Exercise requirements ->
Return the data exactly, with all pictures removed.

Data excerpt ->
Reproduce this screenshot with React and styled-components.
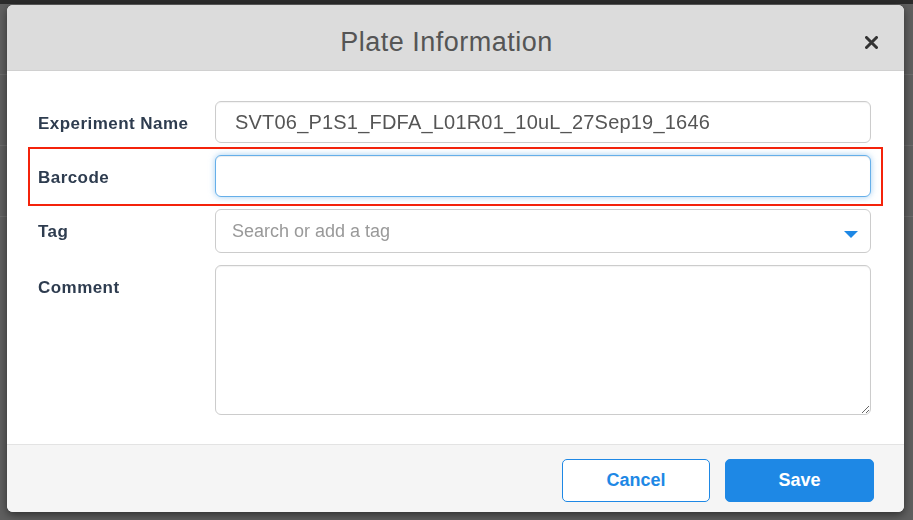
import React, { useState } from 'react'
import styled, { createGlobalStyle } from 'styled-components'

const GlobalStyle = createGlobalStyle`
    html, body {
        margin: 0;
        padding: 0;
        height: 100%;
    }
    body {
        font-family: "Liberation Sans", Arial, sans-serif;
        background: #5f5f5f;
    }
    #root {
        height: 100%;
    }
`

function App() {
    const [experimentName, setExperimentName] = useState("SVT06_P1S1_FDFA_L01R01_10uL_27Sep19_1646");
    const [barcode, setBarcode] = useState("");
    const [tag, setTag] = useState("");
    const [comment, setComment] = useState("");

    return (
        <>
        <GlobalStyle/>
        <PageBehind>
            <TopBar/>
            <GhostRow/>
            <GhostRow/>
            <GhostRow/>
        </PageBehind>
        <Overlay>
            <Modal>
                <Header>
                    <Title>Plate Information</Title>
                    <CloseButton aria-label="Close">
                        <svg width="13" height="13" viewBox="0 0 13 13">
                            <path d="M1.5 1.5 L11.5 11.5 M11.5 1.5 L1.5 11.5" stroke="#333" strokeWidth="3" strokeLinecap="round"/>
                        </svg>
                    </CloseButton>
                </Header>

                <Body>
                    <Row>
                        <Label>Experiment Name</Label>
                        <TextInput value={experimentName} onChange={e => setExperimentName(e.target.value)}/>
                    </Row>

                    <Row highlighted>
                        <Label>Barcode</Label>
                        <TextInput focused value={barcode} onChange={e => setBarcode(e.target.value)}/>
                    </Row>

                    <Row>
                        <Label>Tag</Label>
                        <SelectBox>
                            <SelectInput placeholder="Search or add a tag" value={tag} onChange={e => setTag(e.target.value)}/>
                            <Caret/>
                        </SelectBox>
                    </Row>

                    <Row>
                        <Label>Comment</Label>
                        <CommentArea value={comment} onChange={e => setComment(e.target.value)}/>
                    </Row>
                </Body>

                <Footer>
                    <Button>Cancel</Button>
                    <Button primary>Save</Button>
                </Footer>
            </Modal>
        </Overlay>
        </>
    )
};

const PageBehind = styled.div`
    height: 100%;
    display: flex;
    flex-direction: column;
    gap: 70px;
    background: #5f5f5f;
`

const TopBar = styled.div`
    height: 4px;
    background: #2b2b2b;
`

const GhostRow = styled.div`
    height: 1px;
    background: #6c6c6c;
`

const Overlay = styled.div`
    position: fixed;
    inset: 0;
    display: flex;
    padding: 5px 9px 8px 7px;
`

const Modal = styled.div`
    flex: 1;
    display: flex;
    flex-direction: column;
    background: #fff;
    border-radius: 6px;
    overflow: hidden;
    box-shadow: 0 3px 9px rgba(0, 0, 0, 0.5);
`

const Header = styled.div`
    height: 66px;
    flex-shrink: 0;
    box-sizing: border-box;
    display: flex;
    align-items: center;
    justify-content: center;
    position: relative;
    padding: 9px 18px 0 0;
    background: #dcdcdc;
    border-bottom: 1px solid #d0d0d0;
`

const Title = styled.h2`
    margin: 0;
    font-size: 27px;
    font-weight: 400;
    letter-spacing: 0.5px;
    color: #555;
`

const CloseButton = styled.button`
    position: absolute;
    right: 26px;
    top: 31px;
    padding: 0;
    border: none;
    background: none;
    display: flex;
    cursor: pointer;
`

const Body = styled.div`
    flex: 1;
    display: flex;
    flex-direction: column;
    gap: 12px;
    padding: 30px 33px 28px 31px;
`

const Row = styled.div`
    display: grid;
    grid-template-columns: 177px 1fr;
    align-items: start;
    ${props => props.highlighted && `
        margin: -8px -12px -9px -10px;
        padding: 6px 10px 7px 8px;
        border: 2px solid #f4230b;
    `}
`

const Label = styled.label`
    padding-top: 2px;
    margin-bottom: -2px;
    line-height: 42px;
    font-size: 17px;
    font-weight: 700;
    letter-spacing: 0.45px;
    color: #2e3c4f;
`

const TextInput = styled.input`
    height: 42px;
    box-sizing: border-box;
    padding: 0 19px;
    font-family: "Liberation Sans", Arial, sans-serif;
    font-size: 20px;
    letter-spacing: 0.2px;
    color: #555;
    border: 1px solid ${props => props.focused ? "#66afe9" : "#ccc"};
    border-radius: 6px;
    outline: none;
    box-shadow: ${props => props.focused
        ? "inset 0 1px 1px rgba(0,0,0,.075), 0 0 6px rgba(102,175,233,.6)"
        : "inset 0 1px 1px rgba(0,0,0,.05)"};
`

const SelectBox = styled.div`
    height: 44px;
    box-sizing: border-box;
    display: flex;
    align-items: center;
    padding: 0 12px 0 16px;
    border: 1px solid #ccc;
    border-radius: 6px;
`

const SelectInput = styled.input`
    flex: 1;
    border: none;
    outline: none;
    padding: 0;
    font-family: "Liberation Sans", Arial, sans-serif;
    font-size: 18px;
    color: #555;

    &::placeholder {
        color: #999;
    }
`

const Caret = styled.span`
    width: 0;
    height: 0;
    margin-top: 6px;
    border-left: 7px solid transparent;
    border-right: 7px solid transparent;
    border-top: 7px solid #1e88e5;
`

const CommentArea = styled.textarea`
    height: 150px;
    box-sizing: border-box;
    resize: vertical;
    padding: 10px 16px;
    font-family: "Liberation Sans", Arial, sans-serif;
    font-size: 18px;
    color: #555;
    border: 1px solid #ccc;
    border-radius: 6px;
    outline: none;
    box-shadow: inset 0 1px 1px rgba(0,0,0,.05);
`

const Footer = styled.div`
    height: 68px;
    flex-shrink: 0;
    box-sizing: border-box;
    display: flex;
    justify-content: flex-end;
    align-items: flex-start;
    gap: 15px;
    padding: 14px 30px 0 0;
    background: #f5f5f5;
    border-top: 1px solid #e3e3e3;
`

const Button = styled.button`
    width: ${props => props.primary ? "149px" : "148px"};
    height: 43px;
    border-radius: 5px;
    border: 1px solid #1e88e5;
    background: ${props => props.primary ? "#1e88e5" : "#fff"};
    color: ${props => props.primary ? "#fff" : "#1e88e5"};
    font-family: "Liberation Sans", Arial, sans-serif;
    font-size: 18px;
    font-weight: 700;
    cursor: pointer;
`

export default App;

Output for this task ->
Reproduce this screenshot with React and styled-components.
import React, { useState } from 'react'
import styled, { createGlobalStyle } from 'styled-components'

const GlobalStyle = createGlobalStyle`
    html, body {
        margin: 0;
        padding: 0;
        height: 100%;
    }
    body {
        font-family: "Liberation Sans", Arial, sans-serif;
        background: #5f5f5f;
    }
    #root {
        height: 100%;
    }
`

function App() {
    const [experimentName, setExperimentName] = useState("SVT06_P1S1_FDFA_L01R01_10uL_27Sep19_1646");
    const [barcode, setBarcode] = useState("");
    const [tag, setTag] = useState("");
    const [comment, setComment] = useState("");

    return (
        <>
        <GlobalStyle/>
        <PageBehind>
            <TopBar/>
            <GhostRow/>
            <GhostRow/>
            <GhostRow/>
        </PageBehind>
        <Overlay>
            <Modal>
                <Header>
                    <Title>Plate Information</Title>
                    <CloseButton aria-label="Close">
                        <svg width="13" height="13" viewBox="0 0 13 13">
                            <path d="M1.5 1.5 L11.5 11.5 M11.5 1.5 L1.5 11.5" stroke="#333" strokeWidth="3" strokeLinecap="round"/>
                        </svg>
                    </CloseButton>
                </Header>

                <Body>
                    <Row>
                        <Label>Experiment Name</Label>
                        <TextInput value={experimentName} onChange={e => setExperimentName(e.target.value)}/>
                    </Row>

                    <Row highlighted>
                        <Label>Barcode</Label>
                        <TextInput focused value={barcode} onChange={e => setBarcode(e.target.value)}/>
                    </Row>

                    <Row>
                        <Label>Tag</Label>
                        <SelectBox>
                            <SelectInput placeholder="Search or add a tag" value={tag} onChange={e => setTag(e.target.value)}/>
                            <Caret/>
                        </SelectBox>
                    </Row>

                    <Row>
                        <Label>Comment</Label>
                        <CommentArea value={comment} onChange={e => setComment(e.target.value)}/>
                    </Row>
                </Body>

                <Footer>
                    <Button>Cancel</Button>
                    <Button primary>Save</Button>
                </Footer>
            </Modal>
        </Overlay>
        </>
    )
};

const PageBehind = styled.div`
    height: 100%;
    display: flex;
    flex-direction: column;
    gap: 70px;
    background: #5f5f5f;
`

const TopBar = styled.div`
    height: 4px;
    background: #2b2b2b;
`

const GhostRow = styled.div`
    height: 1px;
    background: #6c6c6c;
`

const Overlay = styled.div`
    position: fixed;
    inset: 0;
    display: flex;
    padding: 5px 9px 8px 7px;
`

const Modal = styled.div`
    flex: 1;
    display: flex;
    flex-direction: column;
    background: #fff;
    border-radius: 6px;
    overflow: hidden;
    box-shadow: 0 3px 9px rgba(0, 0, 0, 0.5);
`

const Header = styled.div`
    height: 66px;
    flex-shrink: 0;
    box-sizing: border-box;
    display: flex;
    align-items: center;
    justify-content: center;
    position: relative;
    padding: 9px 18px 0 0;
    background: #dcdcdc;
    border-bottom: 1px solid #d0d0d0;
`

const Title = styled.h2`
    margin: 0;
    font-size: 27px;
    font-weight: 400;
    letter-spacing: 0.5px;
    color: #555;
`

const CloseButton = styled.button`
    position: absolute;
    right: 26px;
    top: 31px;
    padding: 0;
    border: none;
    background: none;
    display: flex;
    cursor: pointer;
`

const Body = styled.div`
    flex: 1;
    display: flex;
    flex-direction: column;
    gap: 12px;
    padding: 30px 33px 28px 31px;
`

const Row = styled.div`
    display: grid;
    grid-template-columns: 177px 1fr;
    align-items: start;
    ${props => props.highlighted && `
        margin: -8px -12px -9px -10px;
        padding: 6px 10px 7px 8px;
        border: 2px solid #f4230b;
    `}
`

const Label = styled.label`
    padding-top: 2px;
    margin-bottom: -2px;
    line-height: 42px;
    font-size: 17px;
    font-weight: 700;
    letter-spacing: 0.45px;
    color: #2e3c4f;
`

const TextInput = styled.input`
    height: 42px;
    box-sizing: border-box;
    padding: 0 19px;
    font-family: "Liberation Sans", Arial, sans-serif;
    font-size: 20px;
    letter-spacing: 0.2px;
    color: #555;
    border: 1px solid ${props => props.focused ? "#66afe9" : "#ccc"};
    border-radius: 6px;
    outline: none;
    box-shadow: ${props => props.focused
        ? "inset 0 1px 1px rgba(0,0,0,.075), 0 0 6px rgba(102,175,233,.6)"
        : "inset 0 1px 1px rgba(0,0,0,.05)"};
`

const SelectBox = styled.div`
    height: 44px;
    box-sizing: border-box;
    display: flex;
    align-items: center;
    padding: 0 12px 0 16px;
    border: 1px solid #ccc;
    border-radius: 6px;
`

const SelectInput = styled.input`
    flex: 1;
    border: none;
    outline: none;
    padding: 0;
    font-family: "Liberation Sans", Arial, sans-serif;
    font-size: 18px;
    color: #555;

    &::placeholder {
        color: #999;
    }
`

const Caret = styled.span`
    width: 0;
    height: 0;
    margin-top: 6px;
    border-left: 7px solid transparent;
    border-right: 7px solid transparent;
    border-top: 7px solid #1e88e5;
`

const CommentArea = styled.textarea`
    height: 150px;
    box-sizing: border-box;
    resize: vertical;
    padding: 10px 16px;
    font-family: "Liberation Sans", Arial, sans-serif;
    font-size: 18px;
    color: #555;
    border: 1px solid #ccc;
    border-radius: 6px;
    outline: none;
    box-shadow: inset 0 1px 1px rgba(0,0,0,.05);
`

const Footer = styled.div`
    height: 68px;
    flex-shrink: 0;
    box-sizing: border-box;
    display: flex;
    justify-content: flex-end;
    align-items: flex-start;
    gap: 15px;
    padding: 14px 30px 0 0;
    background: #f5f5f5;
    border-top: 1px solid #e3e3e3;
`

const Button = styled.button`
    width: ${props => props.primary ? "149px" : "148px"};
    height: 43px;
    border-radius: 5px;
    border: 1px solid #1e88e5;
    background: ${props => props.primary ? "#1e88e5" : "#fff"};
    color: ${props => props.primary ? "#fff" : "#1e88e5"};
    font-family: "Liberation Sans", Arial, sans-serif;
    font-size: 18px;
    font-weight: 700;
    cursor: pointer;
`

export default App;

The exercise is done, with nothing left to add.